Multiferroicity and Topology in Twisted Transition Metal Dichalcogenides

TL;DR

This paper investigates the effects of electronic interactions in twisted transition metal dichalcogenides, revealing a transition from Chern insulators to multiferroic order, and highlights their potential for electrically controllable magnetism.

Contribution

It provides the first unbiased exact diagonalization study of interaction effects on topological flat bands in twisted TMDs, uncovering multiferroic phases at odd integer fillings.

Findings

Chern insulator phases are fragile at hole-filling ν_h=1.

Spontaneous multiferroic order emerges with long-range Coulomb interactions.

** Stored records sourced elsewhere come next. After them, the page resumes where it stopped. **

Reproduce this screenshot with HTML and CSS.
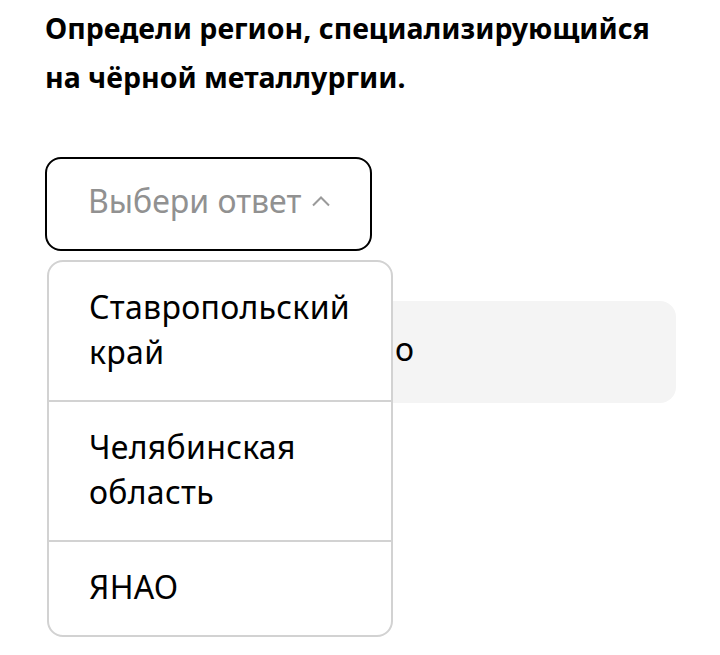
FILE: index.html
```html
<!DOCTYPE html>
<html lang="ru">
<head>
<meta charset="utf-8">
<link rel="stylesheet" href="styles.css">
</head>
<body>
<main class="page">
  <h1 class="question">Определи регион, специализирующийся на чёрной металлургии.</h1>
  <div class="answer-area">
    <button class="select" type="button">
      <span class="select-label">Выбери ответ</span>
      <svg class="chevron" width="20" height="12" viewBox="0 0 20 12"><path d="M2 10.5 L10 2.5 L18 10.5" fill="none" stroke="#9a9a9a" stroke-width="2"/></svg>
    </button>
    <div class="field"><span class="field-text">о</span></div>
    <ul class="menu">
      <li class="menu-item">Ставропольский край</li>
      <li class="menu-item">Челябинская область</li>
      <li class="menu-item">ЯНАО</li>
    </ul>
  </div>
</main>
</body>
</html>
```

FILE: styles.css
```css
html, body {
  margin: 0;
  padding: 0;
  background: #ffffff;
}
body {
  font-family: "Noto Sans", "Open Sans", sans-serif;
  color: #000;
}
.page {
  box-sizing: border-box;
  min-height: 655px;
  padding: 4px 44px 0 45px;
}
.question {
  margin: 0;
  font-size: 28.5px;
  font-weight: 700;
  line-height: 49px;
  width: 620px;
  letter-spacing: 0;
}
.answer-area {
  position: relative;
  margin-top: 55px;
}
.select {
  display: flex;
  align-items: center;
  gap: 10px;
  box-sizing: border-box;
  width: 327px;
  height: 94px;
  padding: 0 0 8px 41px;
  border: 2px solid #000;
  border-radius: 16px;
  background: #fff;
  font: inherit;
  font-size: 32px;
  color: #919191;
  letter-spacing: 0;
}
.chevron {
  margin-top: 2px;
}
.field {
  margin-top: 50px;
  margin-left: 3px;
  width: 628px;
  height: 102px;
  border-radius: 16px;
  background: #f4f4f4;
  display: flex;
  align-items: center;
  box-sizing: border-box;
  padding: 0 0 8px 347px;
  font-size: 32px;
}
.menu {
  position: absolute;
  left: 2px;
  top: 103px;
  width: 346px;
  box-sizing: border-box;
  margin: 0;
  padding: 0;
  list-style: none;
  background: #fff;
  border: 2px solid #d2d2d2;
  border-radius: 16px;
  overflow: hidden;
}
.menu-item {
  padding: 22px 20px 26px 40px;
  font-size: 32px;
  line-height: 45px;
  letter-spacing: 0.3px;
}
.menu-item + .menu-item {
  border-top: 2px solid #d2d2d2;
}
```
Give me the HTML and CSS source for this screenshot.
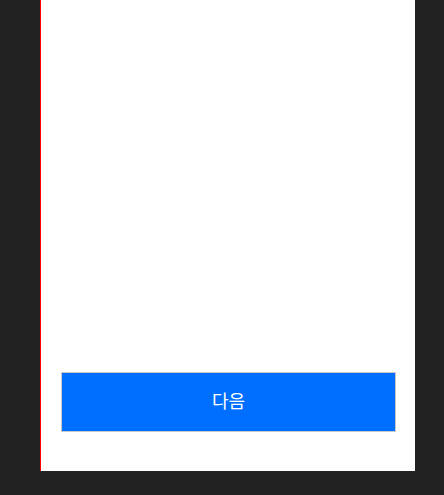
FILE: index.html
```html
<!DOCTYPE html>
<html lang="ko">
<head>
    <meta charset="UTF-8">
    <meta name="viewport" content="width=device-width, initial-scale=1.0">
    <title>다음</title>
    <link rel="stylesheet" href="styles.css">
</head>
<body>
    <div class="frame">
        <div class="content"></div>
        <button class="next-btn">다음</button>
    </div>
</body>
</html>
```

FILE: styles.css
```css
html, body {
    margin: 0;
    background-color: #222222;
    font-family: "Noto Sans CJK KR", "Noto Sans", sans-serif;
}
.frame {
    width: 375px;
    height: 471px;
    margin-left: 40px;
    box-sizing: border-box;
    border-left: 1px solid red;
    background-color: #ffffff;
    display: flex;
    flex-direction: column;
    padding: 0 19px 39px 20px;
}
.content {
    flex: 1;
}
.next-btn {
    height: 60px;
    width: 100%;
    border: 1px solid #c8c8c8;
    background-color: #006fff;
    color: white;
    font-family: inherit;
    font-size: 18px;
    padding: 0 0 5px;
    cursor: pointer;
}
```
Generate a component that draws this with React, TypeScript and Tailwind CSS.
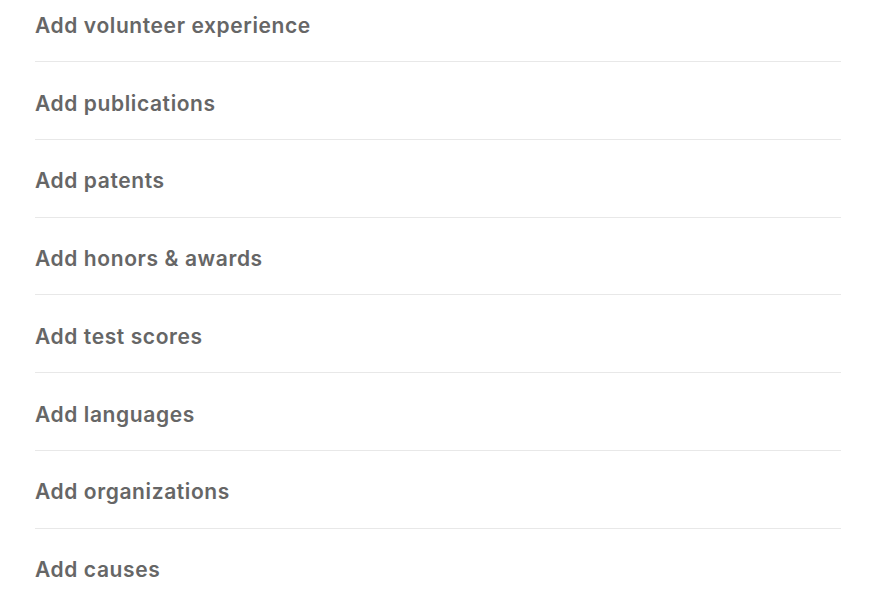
import React from "react";

const items = [
  "Add volunteer experience",
  "Add publications",
  "Add patents",
  "Add honors & awards",
  "Add test scores",
  "Add languages",
  "Add organizations",
  "Add causes",
];

export default function App() {
  return (
    <div className="w-[876px] h-[598px] overflow-hidden bg-white" style={{ fontFamily: 'Inter, "Liberation Sans", Arial, sans-serif' }}>
      <div className="px-[35px] -mt-[15.8px]">
        {items.map((t) => (
          <div key={t} className="pt-[29.5px] pb-[23.3px] border-b border-[#e8e8e8]">
            <div className="text-[21px] leading-[24px] font-semibold tracking-[0.6px] text-[#666666]">{t}</div>
          </div>
        ))}
      </div>
    </div>
  );
}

Twisted TMDs are a highly tunable platform for multiferroicity and electrical control of magnetism.

Abstract

Van der Waals heterostructures have recently emerged as an exciting platform for investigating the effects of strong electronic correlations, including various forms of magnetic or electrical orders. Here, we perform an unbiased exact diagonalization study of the effects of interactions on topological flat bands of twisted transition metal dichalcogenides (TMDs) at odd integer fillings. For hole-filling $\nu_h = 1$, we find that Chern insulator phases, expected from interaction-induced spin-valley polarization of the bare bands, are quite fragile, and give way to spontaneous multiferroic order -- coexisting ferroelectricity and ferromagnetism, in presence of long-range Coulomb repulsion. We provide a simple real-space picture to understand the phase diagram as a function of interaction range and strength. Our findings establish twisted TMDs as a novel and highly tunable platform for multiferroicity, and we outline a potential route towards electrical control of magnetism in the multiferroic phase.